Intervention de Elisabeth Doineau

Réunion du 3 mai 2023 à 21h45
Programme de stabilité et orientation des finances publiques — Débat organisé à la demande de la commission des finances

Photo de Elisabeth DoineauElisabeth Doineau :

Monsieur le président, monsieur le ministre, mes chers collègues, la commission des affaires sociales ne sera pas plus indulgente que la commission des finances. Je le regrette, monsieur le ministre, mais c’est ainsi. Vos hypothèses macroéconomiques sont optimistes, comme cela a été dit.

Je ne reviendrai pas longuement sur le regard que porte le Haut Conseil des finances publiques sur ces hypothèses. J’ai eu l’occasion de le dire lors de l’examen d’autres textes financiers.
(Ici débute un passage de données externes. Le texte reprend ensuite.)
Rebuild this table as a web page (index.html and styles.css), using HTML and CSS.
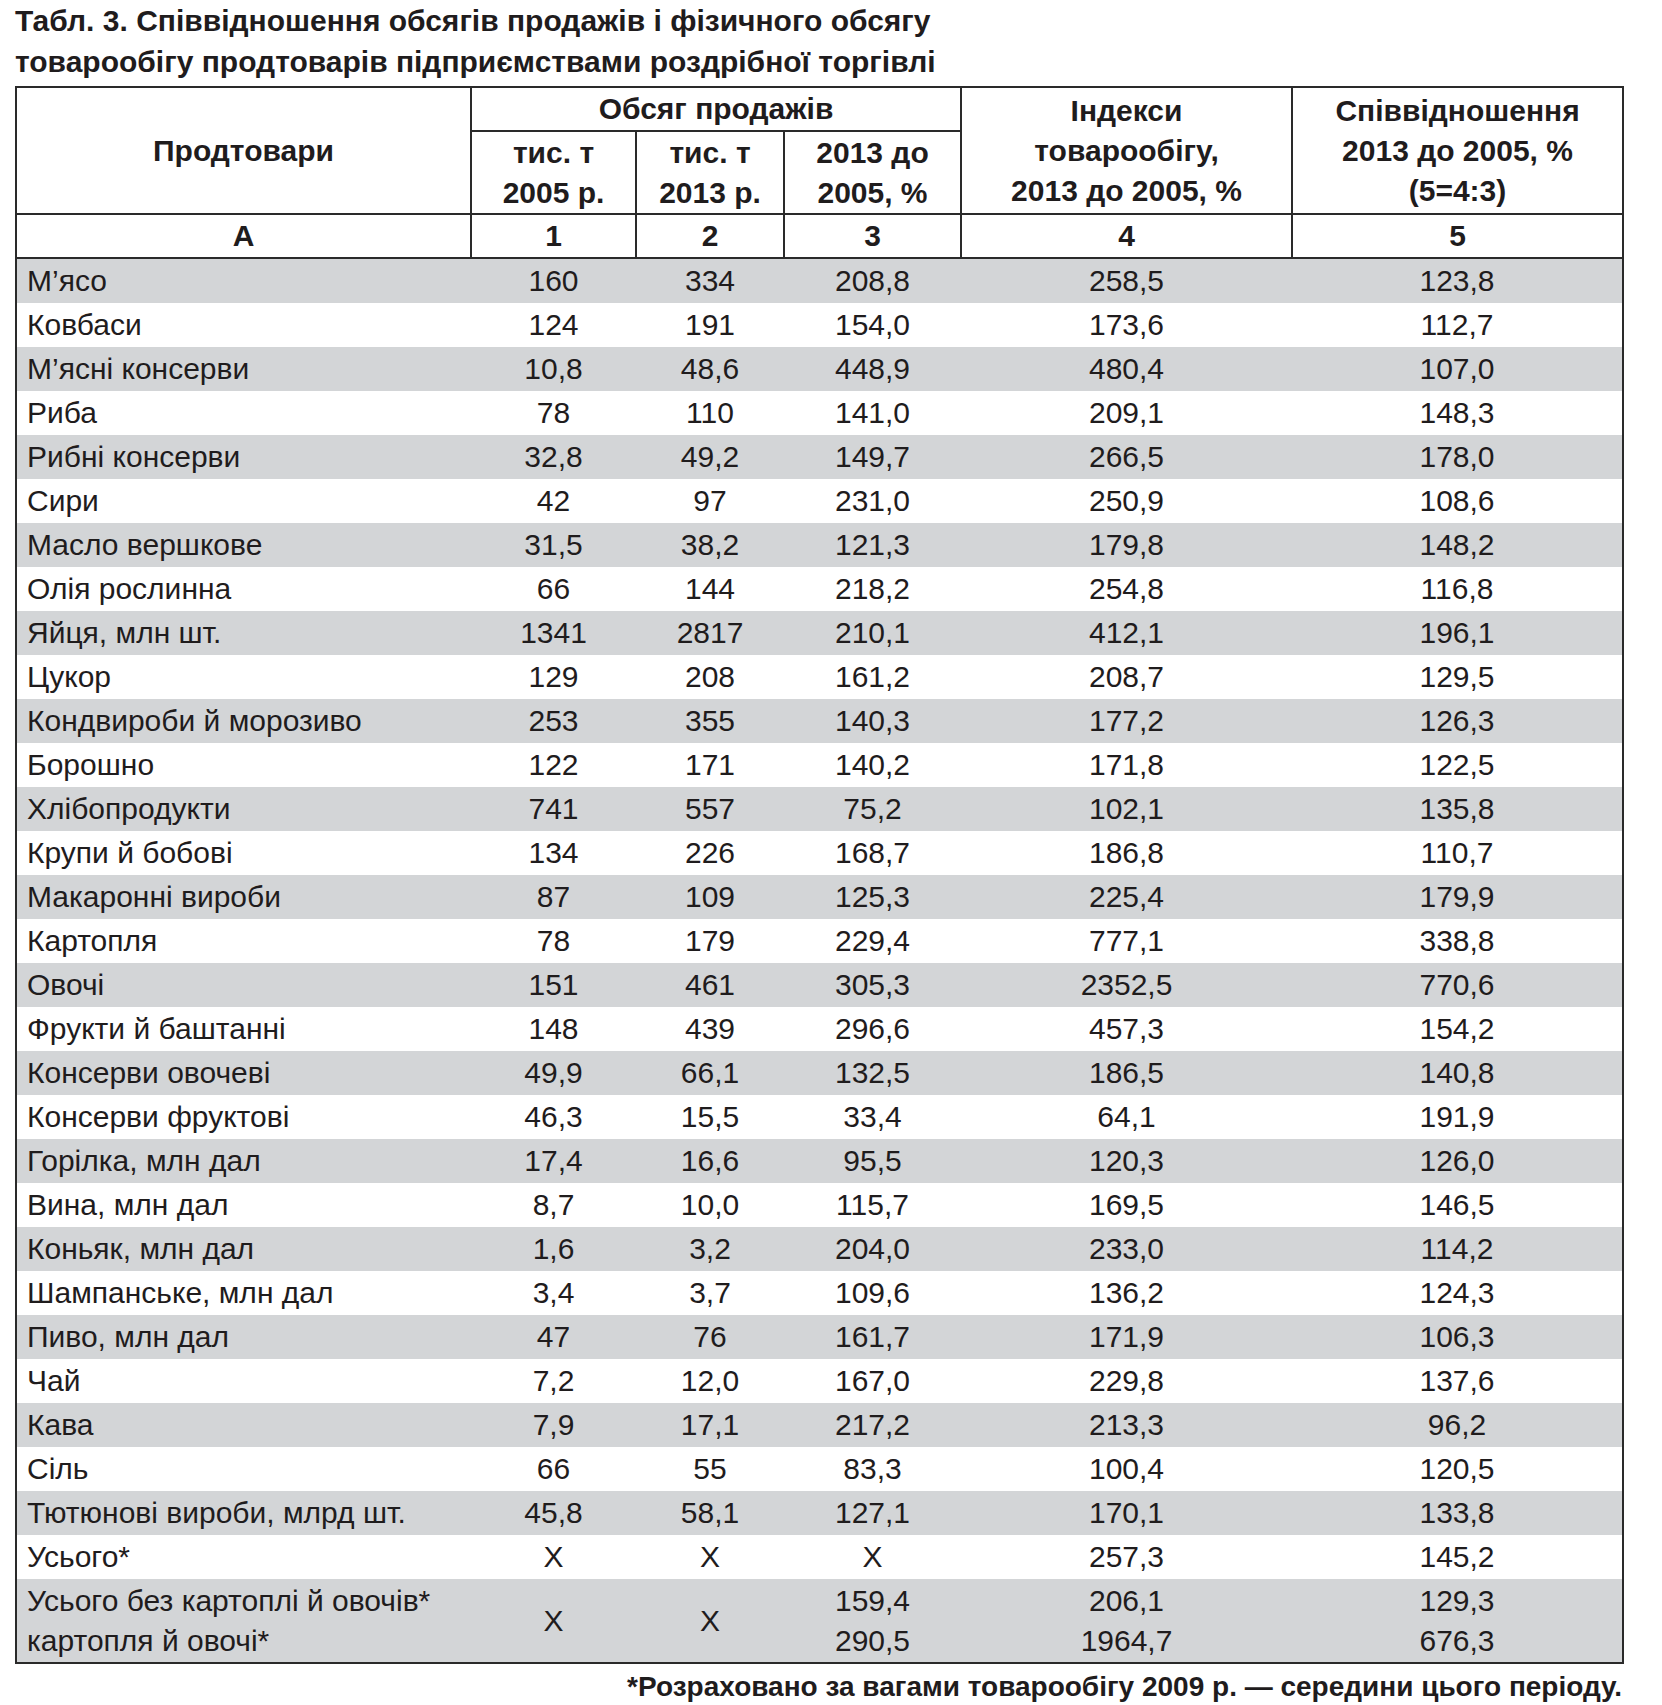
FILE: index.html
```html
<!DOCTYPE html>
<html lang="uk">
<head>
<meta charset="utf-8">
<title>Табл. 3</title>
<link rel="stylesheet" href="styles.css">
</head>
<body>
<div class="page">
<h1 class="title">Табл. 3. Співвідношення обсягів продажів і фізичного обсягу<br>товарообігу продтоварів підприємствами роздрібної торгівлі</h1>
<table class="tbl">
<colgroup>
<col class="c-a"><col class="c-1"><col class="c-2"><col class="c-3"><col class="c-4"><col class="c-5">
</colgroup>
<thead>
<tr class="h1">
<th rowspan="2">Продтовари</th>
<th colspan="3">Обсяг продажів</th>
<th rowspan="2">Індекси<br>товарообігу,<br>2013 до 2005, %</th>
<th rowspan="2">Співвідношення<br>2013 до 2005, %<br>(5=4:3)</th>
</tr>
<tr class="h2">
<th>тис. т<br>2005 р.</th>
<th>тис. т<br>2013 р.</th>
<th>2013 до<br>2005, %</th>
</tr>
<tr class="h3">
<th>А</th><th>1</th><th>2</th><th>3</th><th>4</th><th>5</th>
</tr>
</thead>
<tbody>
<tr class="g"><td>М’ясо</td><td>160</td><td>334</td><td>208,8</td><td>258,5</td><td>123,8</td></tr>
<tr><td>Ковбаси</td><td>124</td><td>191</td><td>154,0</td><td>173,6</td><td>112,7</td></tr>
<tr class="g"><td>М’ясні консерви</td><td>10,8</td><td>48,6</td><td>448,9</td><td>480,4</td><td>107,0</td></tr>
<tr><td>Риба</td><td>78</td><td>110</td><td>141,0</td><td>209,1</td><td>148,3</td></tr>
<tr class="g"><td>Рибні консерви</td><td>32,8</td><td>49,2</td><td>149,7</td><td>266,5</td><td>178,0</td></tr>
<tr><td>Сири</td><td>42</td><td>97</td><td>231,0</td><td>250,9</td><td>108,6</td></tr>
<tr class="g"><td>Масло вершкове</td><td>31,5</td><td>38,2</td><td>121,3</td><td>179,8</td><td>148,2</td></tr>
<tr><td>Олія рослинна</td><td>66</td><td>144</td><td>218,2</td><td>254,8</td><td>116,8</td></tr>
<tr class="g"><td>Яйця, млн шт.</td><td>1341</td><td>2817</td><td>210,1</td><td>412,1</td><td>196,1</td></tr>
<tr><td>Цукор</td><td>129</td><td>208</td><td>161,2</td><td>208,7</td><td>129,5</td></tr>
<tr class="g"><td>Кондвироби й морозиво</td><td>253</td><td>355</td><td>140,3</td><td>177,2</td><td>126,3</td></tr>
<tr><td>Борошно</td><td>122</td><td>171</td><td>140,2</td><td>171,8</td><td>122,5</td></tr>
<tr class="g"><td>Хлібопродукти</td><td>741</td><td>557</td><td>75,2</td><td>102,1</td><td>135,8</td></tr>
<tr><td>Крупи й бобові</td><td>134</td><td>226</td><td>168,7</td><td>186,8</td><td>110,7</td></tr>
<tr class="g"><td>Макаронні вироби</td><td>87</td><td>109</td><td>125,3</td><td>225,4</td><td>179,9</td></tr>
<tr><td>Картопля</td><td>78</td><td>179</td><td>229,4</td><td>777,1</td><td>338,8</td></tr>
<tr class="g"><td>Овочі</td><td>151</td><td>461</td><td>305,3</td><td>2352,5</td><td>770,6</td></tr>
<tr><td>Фрукти й баштанні</td><td>148</td><td>439</td><td>296,6</td><td>457,3</td><td>154,2</td></tr>
<tr class="g"><td>Консерви овочеві</td><td>49,9</td><td>66,1</td><td>132,5</td><td>186,5</td><td>140,8</td></tr>
<tr><td>Консерви фруктові</td><td>46,3</td><td>15,5</td><td>33,4</td><td>64,1</td><td>191,9</td></tr>
<tr class="g"><td>Горілка, млн дал</td><td>17,4</td><td>16,6</td><td>95,5</td><td>120,3</td><td>126,0</td></tr>
<tr><td>Вина, млн дал</td><td>8,7</td><td>10,0</td><td>115,7</td><td>169,5</td><td>146,5</td></tr>
<tr class="g"><td>Коньяк, млн дал</td><td>1,6</td><td>3,2</td><td>204,0</td><td>233,0</td><td>114,2</td></tr>
<tr><td>Шампанське, млн дал</td><td>3,4</td><td>3,7</td><td>109,6</td><td>136,2</td><td>124,3</td></tr>
<tr class="g"><td>Пиво, млн дал</td><td>47</td><td>76</td><td>161,7</td><td>171,9</td><td>106,3</td></tr>
<tr><td>Чай</td><td>7,2</td><td>12,0</td><td>167,0</td><td>229,8</td><td>137,6</td></tr>
<tr class="g"><td>Кава</td><td>7,9</td><td>17,1</td><td>217,2</td><td>213,3</td><td>96,2</td></tr>
<tr><td>Сіль</td><td>66</td><td>55</td><td>83,3</td><td>100,4</td><td>120,5</td></tr>
<tr class="g"><td>Тютюнові вироби, млрд шт.</td><td>45,8</td><td>58,1</td><td>127,1</td><td>170,1</td><td>133,8</td></tr>
<tr><td>Усього*</td><td>Х</td><td>Х</td><td>Х</td><td>257,3</td><td>145,2</td></tr>
<tr class="g dbl"><td>Усього без картоплі й овочів*<br>картопля й овочі*</td><td>Х</td><td>Х</td><td>159,4<br>290,5</td><td>206,1<br>1964,7</td><td>129,3<br>676,3</td></tr>
</tbody>
</table>
<p class="note">*Розраховано за вагами товарообігу 2009 р. — середини цього періоду.</p>
</div>
</body>
</html>
```

FILE: styles.css
```css
html, body {
  margin: 0;
  padding: 0;
  background: #ffffff;
}
body {
  font-family: "Liberation Sans", Arial, sans-serif;
  color: #1f1c1d;
}
.page {
  padding: 0 0 0 15px;
  width: 1607px;
}
.title {
  margin: 0;
  padding-top: 0;
  font-size: 30px;
  line-height: 41px;
  font-weight: bold;
  height: 86px;
}
.tbl {
  border-collapse: collapse;
  table-layout: fixed;
  width: 1607px;
  border: 2px solid #2a2a2a;
}
.c-a { width: 455px; }
.c-1 { width: 165px; }
.c-2 { width: 148px; }
.c-3 { width: 177px; }
.c-4 { width: 331px; }
.c-5 { width: 331px; }
.tbl th {
  border: 2px solid #2a2a2a;
  font-weight: bold;
  font-size: 30px;
  line-height: 40px;
  padding: 0;
  text-align: center;
  vertical-align: middle;
}
.tbl .h1 th { height: 42px; }
.tbl .h2 th { height: 81px; }
.tbl .h3 th { height: 42px; }
.tbl td {
  font-size: 30px;
  line-height: 40px;
  height: 44px;
  padding: 0;
  text-align: center;
  vertical-align: middle;
}
.tbl td:first-child {
  text-align: left;
  padding-left: 10px;
}
.tbl tr.g td {
  background: #d3d5d7;
}
.tbl tr.dbl td {
  height: 83px;
  line-height: 40px;
}
.note {
  margin: 5px 0 0 0;
  text-align: right;
  font-weight: bold;
  font-size: 28px;
  line-height: 36px;
}
```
Le Haut Conseil considère que la prévision de croissance effective est élevée – 1, 7 % en moyenne pour la période 2025-2027 –, notamment pour ce qui concerne la hausse prévue de la consommation.

Le Haut Conseil doute également des hypothèses retenues en matière de croissance potentielle, qui supposent des « gains de productivité sensiblement plus élevés que ce que laissent attendre les tendances récentes et une augmentation de l’emploi total […] qui paraît surestimée ».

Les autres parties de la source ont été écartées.